Jean-Paul Sartre affirmait que la vie n’a pas d’essence prédéfinie, déclarant : « L’homme n’est rien d’autre que ce qu’il se fait. » Son existentialisme rejette l’idée d’un sens inhérent et appelle chacun à définir son propre but à travers l’action, le choix et la responsabilité. À une époque où nos décisions sont de plus en plus influencées par l’intelligence artificielle et les algorithmes, cette vision est plus actuelle que jamais : le sens n’est pas donné, il est à construire.

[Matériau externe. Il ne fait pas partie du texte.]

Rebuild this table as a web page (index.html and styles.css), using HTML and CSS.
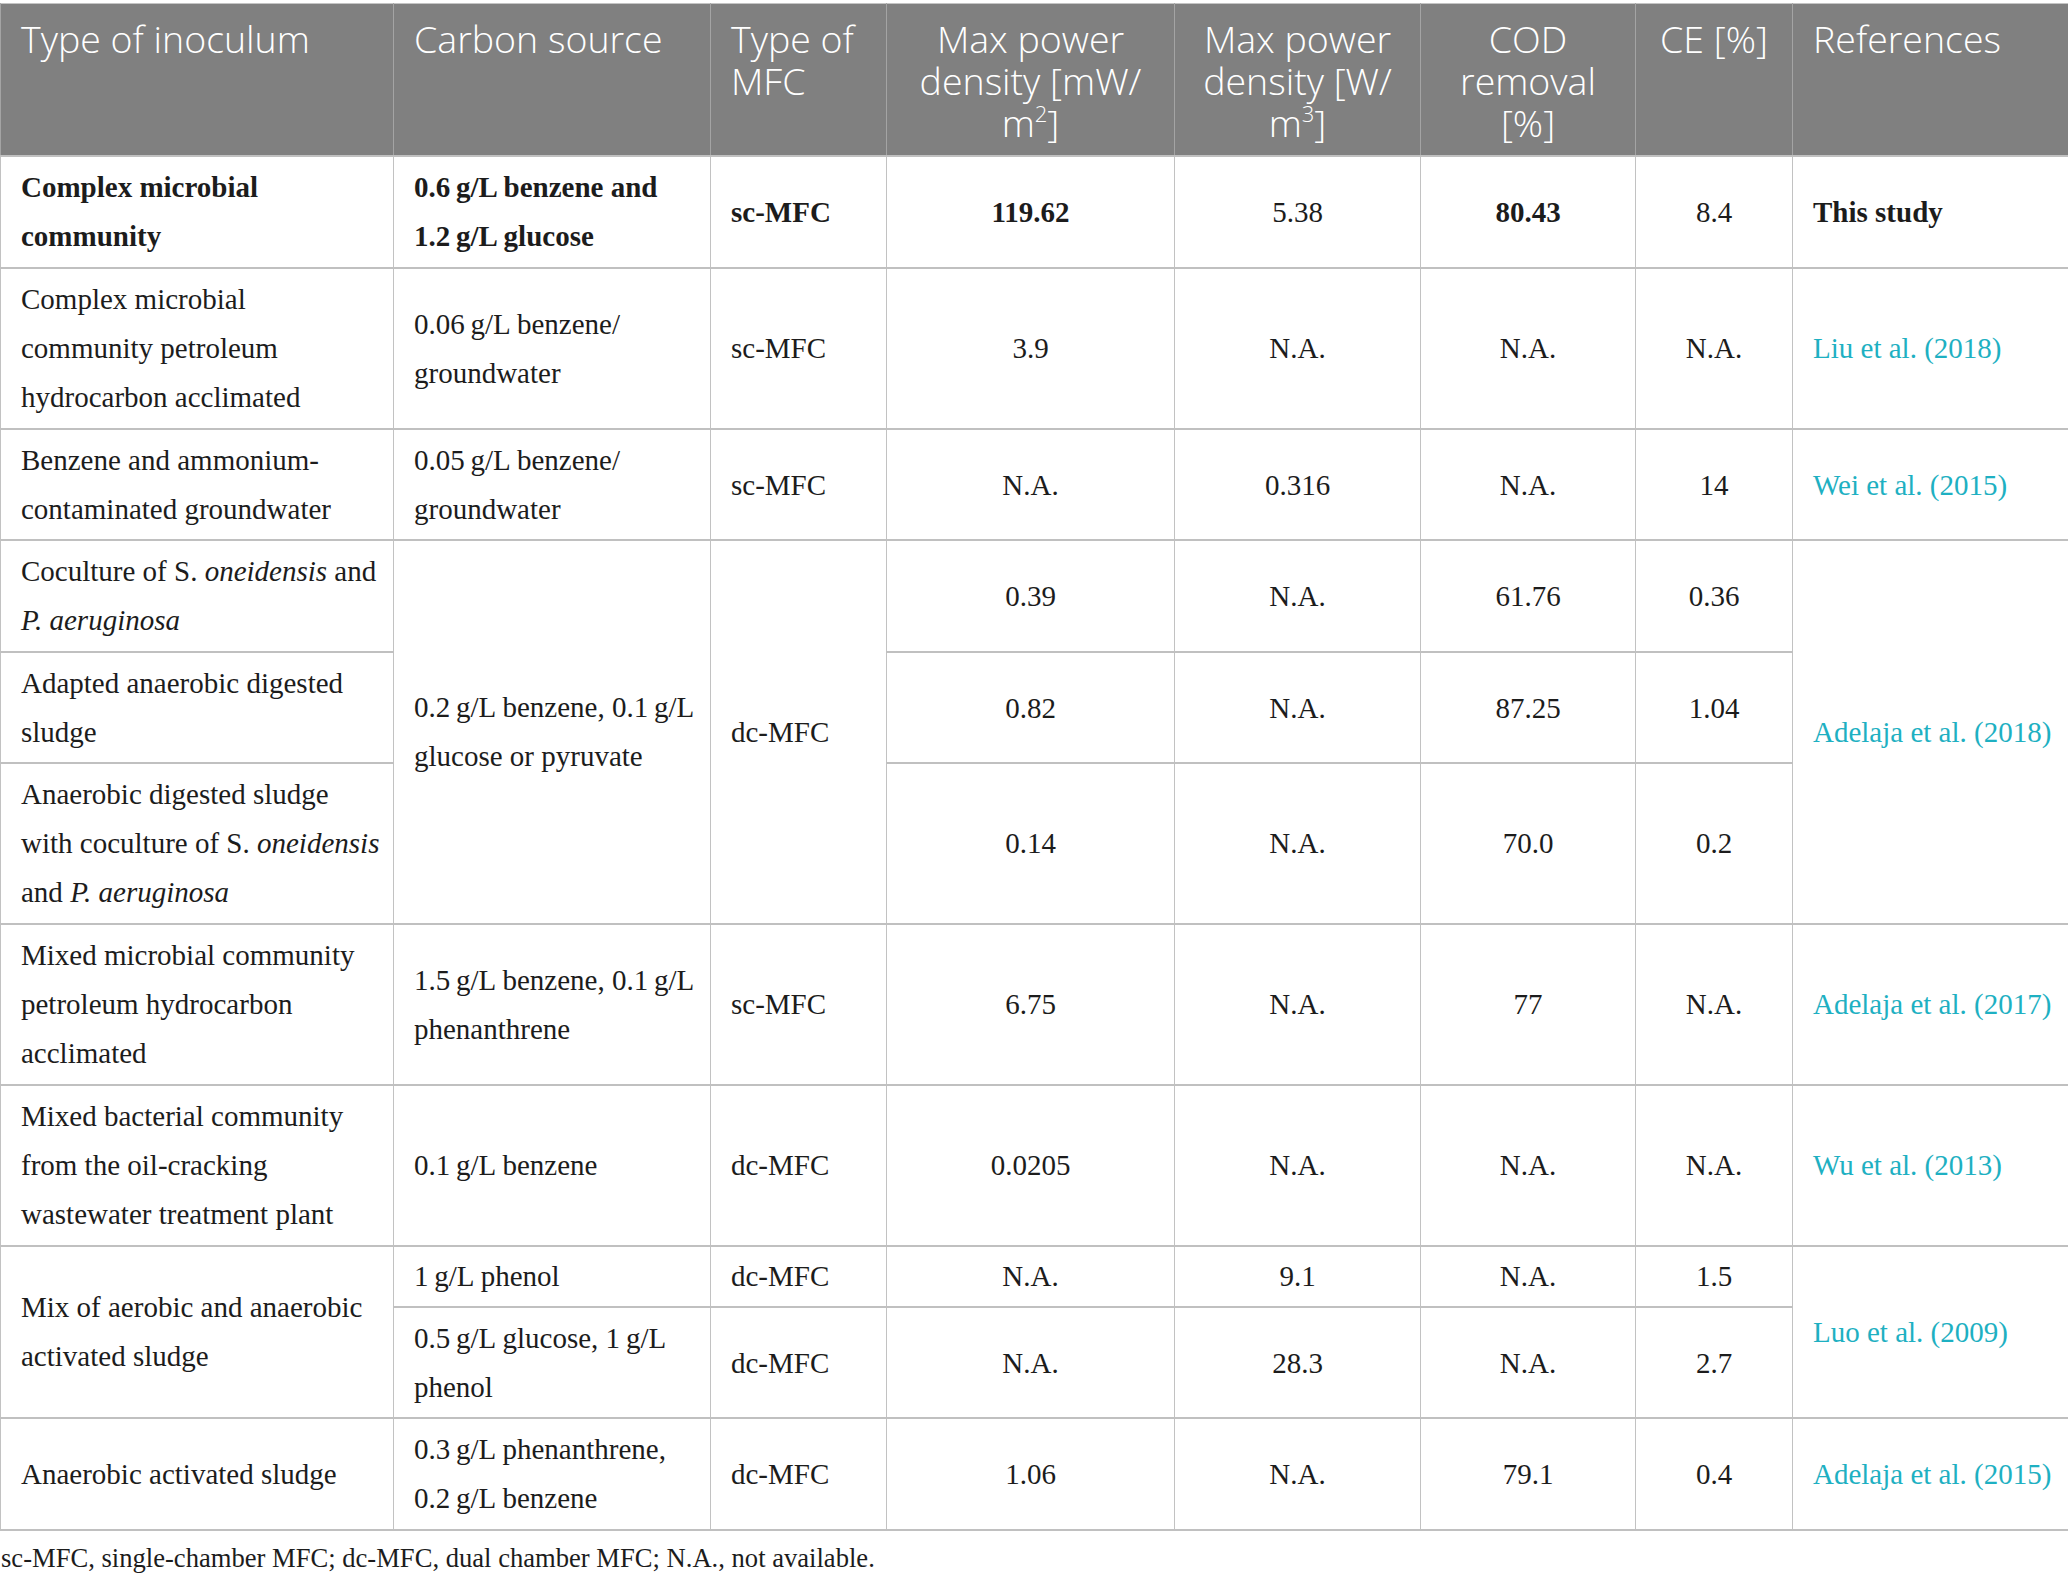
FILE: index.html
```html
<!DOCTYPE html>
<html lang="en">
<head>
  <meta charset="UTF-8" />
  <title>MFC performance comparison</title>
  <link rel="stylesheet" href="styles.css">
</head>
<body>

  <div class="page">
    <table class="mfc-table">
      <colgroup>
        <col class="col-inoc">
        <col class="col-carbon">
        <col class="col-type">
        <col class="col-pd2">
        <col class="col-pd3">
        <col class="col-cod">
        <col class="col-ce">
        <col class="col-ref">
      </colgroup>
      <thead>
        <tr>
          <th>Type of inoculum</th>
          <th>Carbon source</th>
          <th>Type of<br>MFC</th>
          <th class="mid">Max power<br>density [mW/<br>m<sup>2</sup>]</th>
          <th class="mid">Max power<br>density [W/<br>m<sup>3</sup>]</th>
          <th class="mid">COD<br>removal<br>[%]</th>
          <th class="mid">CE [%]</th>
          <th>References</th>
        </tr>
      </thead>
      <tbody>
        <tr>
          <td class="strong">Complex microbial<br>community</td>
          <td class="strong">0.6&thinsp;g/L benzene and<br>1.2&thinsp;g/L glucose</td>
          <td class="strong">sc-MFC</td>
          <td class="mid strong">119.62</td>
          <td class="mid">5.38</td>
          <td class="mid strong">80.43</td>
          <td class="mid">8.4</td>
          <td class="strong">This study</td>
        </tr>
        <tr>
          <td>Complex microbial<br>community petroleum<br>hydrocarbon acclimated</td>
          <td>0.06&thinsp;g/L benzene/<br>groundwater</td>
          <td>sc-MFC</td>
          <td class="mid">3.9</td>
          <td class="mid">N.A.</td>
          <td class="mid">N.A.</td>
          <td class="mid">N.A.</td>
          <td><a href="#">Liu et al. (2018)</a></td>
        </tr>
        <tr class="tight">
          <td>Benzene and ammonium-<br>contaminated groundwater</td>
          <td>0.05&thinsp;g/L benzene/<br>groundwater</td>
          <td>sc-MFC</td>
          <td class="mid">N.A.</td>
          <td class="mid">0.316</td>
          <td class="mid">N.A.</td>
          <td class="mid">14</td>
          <td><a href="#">Wei et al. (2015)</a></td>
        </tr>
        <tr>
          <td>Coculture of S. <i>oneidensis</i> and<br><i>P. aeruginosa</i></td>
          <td rowspan="3">0.2&thinsp;g/L benzene, 0.1&thinsp;g/L<br>glucose or pyruvate</td>
          <td rowspan="3">dc-MFC</td>
          <td class="mid">0.39</td>
          <td class="mid">N.A.</td>
          <td class="mid">61.76</td>
          <td class="mid">0.36</td>
          <td rowspan="3"><a href="#">Adelaja et al. (2018)</a></td>
        </tr>
        <tr class="tight">
          <td>Adapted anaerobic digested<br>sludge</td>
          <td class="mid">0.82</td>
          <td class="mid">N.A.</td>
          <td class="mid">87.25</td>
          <td class="mid">1.04</td>
        </tr>
        <tr>
          <td>Anaerobic digested sludge<br>with coculture of S. <i>oneidensis</i><br>and <i>P. aeruginosa</i></td>
          <td class="mid">0.14</td>
          <td class="mid">N.A.</td>
          <td class="mid">70.0</td>
          <td class="mid">0.2</td>
        </tr>
        <tr>
          <td>Mixed microbial community<br>petroleum hydrocarbon<br>acclimated</td>
          <td>1.5&thinsp;g/L benzene, 0.1&thinsp;g/L<br>phenanthrene</td>
          <td>sc-MFC</td>
          <td class="mid">6.75</td>
          <td class="mid">N.A.</td>
          <td class="mid">77</td>
          <td class="mid">N.A.</td>
          <td><a href="#">Adelaja et al. (2017)</a></td>
        </tr>
        <tr>
          <td>Mixed bacterial community<br>from the oil-cracking<br>wastewater treatment plant</td>
          <td>0.1&thinsp;g/L benzene</td>
          <td>dc-MFC</td>
          <td class="mid">0.0205</td>
          <td class="mid">N.A.</td>
          <td class="mid">N.A.</td>
          <td class="mid">N.A.</td>
          <td><a href="#">Wu et al. (2013)</a></td>
        </tr>
        <tr class="slim">
          <td rowspan="2">Mix of aerobic and anaerobic<br>activated sludge</td>
          <td>1&thinsp;g/L phenol</td>
          <td>dc-MFC</td>
          <td class="mid">N.A.</td>
          <td class="mid">9.1</td>
          <td class="mid">N.A.</td>
          <td class="mid">1.5</td>
          <td rowspan="2"><a href="#">Luo et al. (2009)</a></td>
        </tr>
        <tr class="tight">
          <td>0.5&thinsp;g/L glucose, 1&thinsp;g/L<br>phenol</td>
          <td>dc-MFC</td>
          <td class="mid">N.A.</td>
          <td class="mid">28.3</td>
          <td class="mid">N.A.</td>
          <td class="mid">2.7</td>
        </tr>
        <tr>
          <td>Anaerobic activated sludge</td>
          <td>0.3&thinsp;g/L phenanthrene,<br>0.2&thinsp;g/L benzene</td>
          <td>dc-MFC</td>
          <td class="mid">1.06</td>
          <td class="mid">N.A.</td>
          <td class="mid">79.1</td>
          <td class="mid">0.4</td>
          <td><a href="#">Adelaja et al. (2015)</a></td>
        </tr>
      </tbody>
    </table>

    <p class="note">sc-MFC, single-chamber MFC; dc-MFC, dual chamber MFC; N.A., not available.</p>
  </div>

</body>
</html>
```

FILE: styles.css
```css
body {
  margin: 0;
  background: #fff;
  font-family: "Liberation Serif", "Times New Roman", serif;
  color: #1c1c1c;
}

.page {
  padding-top: 3px;
}

.mfc-table {
  width: 2068px;
  border-collapse: collapse;
  table-layout: fixed;
  border: 1px solid #c4c4c4;
}

.col-inoc { width: 393px; }
.col-carbon { width: 317px; }
.col-type { width: 176px; }
.col-pd2 { width: 288px; }
.col-pd3 { width: 246px; }
.col-cod { width: 215px; }
.col-ce { width: 157px; }
.col-ref { width: 276px; }

.mfc-table th {
  background: #808080;
  color: #fff;
  font-family: "Open Sans", "Liberation Sans", sans-serif;
  font-weight: 300;
  font-size: 37.5px;
  line-height: 42px;
  text-align: left;
  vertical-align: top;
  padding: 14px 20px 11px 20px;
  border-left: 1px solid #a4a4a4;
  border-right: 1px solid #a4a4a4;
  border-bottom: 1px solid #a8a8a8;
  white-space: nowrap;
}

.mfc-table th sup {
  font-size: 22px;
  line-height: 0;
  vertical-align: 15px;
}

.mfc-table td {
  font-size: 29px;
  line-height: 49px;
  padding: 6px 20px;
  vertical-align: middle;
  text-align: left;
  border-left: 1px solid #c2c2c2;
  border-right: 1px solid #c2c2c2;
  border-top: 2px solid #c0c0c0;
  border-bottom: 2px solid #c0c0c0;
  white-space: nowrap;
}

.mfc-table .slim td {
  padding-top: 5px;
  padding-bottom: 5px;
}

.mfc-table .tight td {
  padding-bottom: 5px;
}

.mfc-table .mid {
  text-align: center;
}

.mfc-table .strong {
  font-weight: bold;
}

.mfc-table a {
  color: #1eb0c2;
  text-decoration: none;
}

.note {
  margin: 12px 0 0 1px;
  font-size: 26.6px;
  line-height: 30px;
  color: #1c1c1c;
}
```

Albert Camus, quant à lui, adoptait une approche différente. S’il reconnaissait l’absurdité de la vie, cette dissonance entre notre soif de sens et un univers indifférent, il refusait le nihilisme. Au contraire, il voyait dans l’acceptation de l’absurde une forme de liberté. « La lutte elle-même vers les sommets suffit à remplir un cœur d’homme, » écrivait-il, suggérant que le sens de la vie ne réside pas dans une réponse extérieure mais dans l’acte même de vivre, de résister au désespoir et d’embrasser l’existence telle qu’elle est.

Aujourd’hui, le sens n’est peut-être pas une vérité unique à découvrir mais un processus, quelque chose que nous construisons collectivement à travers nos relations, notre créativité et notre révolte face à l’absurde. Que l’on suive l’appel de Sartre à l’auto-définition ou l’acceptation camusienne de l’absurde, la réponse nous appartient.